- **Collected material**:

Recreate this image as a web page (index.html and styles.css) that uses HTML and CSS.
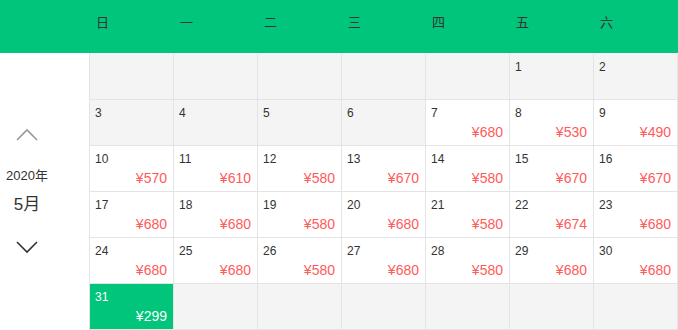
FILE: index.html
```html
<!DOCTYPE html>
<html>

<head>
    <meta charset="UTF-8">
    <title>价格日历</title>
    <link rel="stylesheet" href="styles.css">
</head>

<body>
    <div class="week-bar">
        <div class="week-spacer"></div>
        <div class="week-day">日</div>
        <div class="week-day">一</div>
        <div class="week-day">二</div>
        <div class="week-day">三</div>
        <div class="week-day">四</div>
        <div class="week-day">五</div>
        <div class="week-day">六</div>
    </div>

    <div class="calendar">
        <div class="month-nav">
            <svg class="arrow arrow-up" width="22" height="13" viewBox="0 0 22 13">
                <polyline points="1,12 11,2 21,12" fill="none" stroke="currentColor" stroke-width="1.6"/>
            </svg>
            <div class="year">2020年</div>
            <div class="month">5月</div>
            <svg class="arrow arrow-down" width="22" height="13" viewBox="0 0 22 13">
                <polyline points="1,1 11,11 21,1" fill="none" stroke="currentColor" stroke-width="1.6"/>
            </svg>
        </div>

        <div class="days" id="days"></div>
    </div>

    <script>
        // 5月价格，1号是周五
        const prices = {
            7: 680, 8: 530, 9: 490,
            10: 570, 11: 610, 12: 580, 13: 670, 14: 580, 15: 670, 16: 670,
            17: 680, 18: 680, 19: 580, 20: 680, 21: 580, 22: 674, 23: 680,
            24: 680, 25: 680, 26: 580, 27: 680, 28: 580, 29: 680, 30: 680,
            31: 299
        };
        const firstWeekday = 5;
        const total = 42;
        const days = document.getElementById('days');

        for (let i = 0; i < total; i++) {
            const day = i - firstWeekday + 1;
            const cell = document.createElement('div');
            cell.className = 'day';
            if (day >= 1 && day <= 31) {
                const num = document.createElement('div');
                num.className = 'day-num';
                num.textContent = day;
                cell.appendChild(num);
                if (prices[day]) {
                    const price = document.createElement('div');
                    price.className = 'day-price';
                    price.textContent = '¥' + prices[day];
                    cell.appendChild(price);
                } else {
                    cell.classList.add('disabled');
                }
                if (day === 31) {
                    cell.classList.add('selected');
                }
            } else {
                cell.classList.add('disabled');
            }
            days.appendChild(cell);
        }
    </script>
</body>

</html>
```

FILE: styles.css
```css
:root {
    --green: #00c57a;
    --line: #e4e4e4;
    --gray-bg: #f4f4f4;
    --price: #ff5a5a;
}

body {
    margin: 0;
    font-family: "Liberation Sans", "Noto Sans CJK SC", sans-serif;
    color: #333;
    background: white;
}

.week-bar {
    display: grid;
    grid-template-columns: 89px repeat(7, 84px);
    height: 53px;
    background-color: var(--green);
}

.week-day {
    padding: 12px 0 0 7px;
    font-size: 13px;
    color: #333;
}

.calendar {
    display: flex;
}

.month-nav {
    width: 89px;
    display: flex;
    flex-direction: column;
    align-items: center;
    padding: 75px 35px 0 0;
    box-sizing: border-box;
}

.arrow {
    display: block;
}

.arrow-up {
    color: #999;
}

.arrow-down {
    color: #333;
    margin-top: 26px;
}

.year {
    margin-top: 27px;
    font-size: 13px;
    line-height: 16px;
    white-space: nowrap;
}

.month {
    margin-top: 11px;
    font-size: 17px;
    line-height: 20px;
    white-space: nowrap;
}

.days {
    display: grid;
    grid-template-columns: repeat(7, 84px);
    grid-auto-rows: 46px;
    border-left: 1px solid var(--line);
    border-top: 1px solid var(--gray-bg);
}

.day {
    box-sizing: border-box;
    border-right: 1px solid var(--line);
    border-bottom: 1px solid var(--line);
    padding: 6px 6px 0 5px;
    display: flex;
    flex-direction: column;
}

.day.disabled {
    background-color: var(--gray-bg);
}

.day.selected {
    background-color: var(--green);
    color: white;
}

.day-num {
    font-size: 12px;
    line-height: 14px;
}

.day-price {
    margin-top: 4px;
    font-size: 14px;
    line-height: 17px;
    text-align: right;
    color: var(--price);
}

.day.selected .day-price {
    color: white;
}
```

- **Required task**:
Copy the listing in full and without alteration, omitting every picture.

- **Solution**:
Recreate this image as a web page (index.html and styles.css) that uses HTML and CSS.
FILE: index.html
```html
<!DOCTYPE html>
<html>

<head>
    <meta charset="UTF-8">
    <title>价格日历</title>
    <link rel="stylesheet" href="styles.css">
</head>

<body>
    <div class="week-bar">
        <div class="week-spacer"></div>
        <div class="week-day">日</div>
        <div class="week-day">一</div>
        <div class="week-day">二</div>
        <div class="week-day">三</div>
        <div class="week-day">四</div>
        <div class="week-day">五</div>
        <div class="week-day">六</div>
    </div>

    <div class="calendar">
        <div class="month-nav">
            <svg class="arrow arrow-up" width="22" height="13" viewBox="0 0 22 13">
                <polyline points="1,12 11,2 21,12" fill="none" stroke="currentColor" stroke-width="1.6"/>
            </svg>
            <div class="year">2020年</div>
            <div class="month">5月</div>
            <svg class="arrow arrow-down" width="22" height="13" viewBox="0 0 22 13">
                <polyline points="1,1 11,11 21,1" fill="none" stroke="currentColor" stroke-width="1.6"/>
            </svg>
        </div>

        <div class="days" id="days"></div>
    </div>

    <script>
        // 5月价格，1号是周五
        const prices = {
            7: 680, 8: 530, 9: 490,
            10: 570, 11: 610, 12: 580, 13: 670, 14: 580, 15: 670, 16: 670,
            17: 680, 18: 680, 19: 580, 20: 680, 21: 580, 22: 674, 23: 680,
            24: 680, 25: 680, 26: 580, 27: 680, 28: 580, 29: 680, 30: 680,
            31: 299
        };
        const firstWeekday = 5;
        const total = 42;
        const days = document.getElementById('days');

        for (let i = 0; i < total; i++) {
            const day = i - firstWeekday + 1;
            const cell = document.createElement('div');
            cell.className = 'day';
            if (day >= 1 && day <= 31) {
                const num = document.createElement('div');
                num.className = 'day-num';
                num.textContent = day;
                cell.appendChild(num);
                if (prices[day]) {
                    const price = document.createElement('div');
                    price.className = 'day-price';
                    price.textContent = '¥' + prices[day];
                    cell.appendChild(price);
                } else {
                    cell.classList.add('disabled');
                }
                if (day === 31) {
                    cell.classList.add('selected');
                }
            } else {
                cell.classList.add('disabled');
            }
            days.appendChild(cell);
        }
    </script>
</body>

</html>
```

FILE: styles.css
```css
:root {
    --green: #00c57a;
    --line: #e4e4e4;
    --gray-bg: #f4f4f4;
    --price: #ff5a5a;
}

body {
    margin: 0;
    font-family: "Liberation Sans", "Noto Sans CJK SC", sans-serif;
    color: #333;
    background: white;
}

.week-bar {
    display: grid;
    grid-template-columns: 89px repeat(7, 84px);
    height: 53px;
    background-color: var(--green);
}

.week-day {
    padding: 12px 0 0 7px;
    font-size: 13px;
    color: #333;
}

.calendar {
    display: flex;
}

.month-nav {
    width: 89px;
    display: flex;
    flex-direction: column;
    align-items: center;
    padding: 75px 35px 0 0;
    box-sizing: border-box;
}

.arrow {
    display: block;
}

.arrow-up {
    color: #999;
}

.arrow-down {
    color: #333;
    margin-top: 26px;
}

.year {
    margin-top: 27px;
    font-size: 13px;
    line-height: 16px;
    white-space: nowrap;
}

.month {
    margin-top: 11px;
    font-size: 17px;
    line-height: 20px;
    white-space: nowrap;
}

.days {
    display: grid;
    grid-template-columns: repeat(7, 84px);
    grid-auto-rows: 46px;
    border-left: 1px solid var(--line);
    border-top: 1px solid var(--gray-bg);
}

.day {
    box-sizing: border-box;
    border-right: 1px solid var(--line);
    border-bottom: 1px solid var(--line);
    padding: 6px 6px 0 5px;
    display: flex;
    flex-direction: column;
}

.day.disabled {
    background-color: var(--gray-bg);
}

.day.selected {
    background-color: var(--green);
    color: white;
}

.day-num {
    font-size: 12px;
    line-height: 14px;
}

.day-price {
    margin-top: 4px;
    font-size: 14px;
    line-height: 17px;
    text-align: right;
    color: var(--price);
}

.day.selected .day-price {
    color: white;
}
```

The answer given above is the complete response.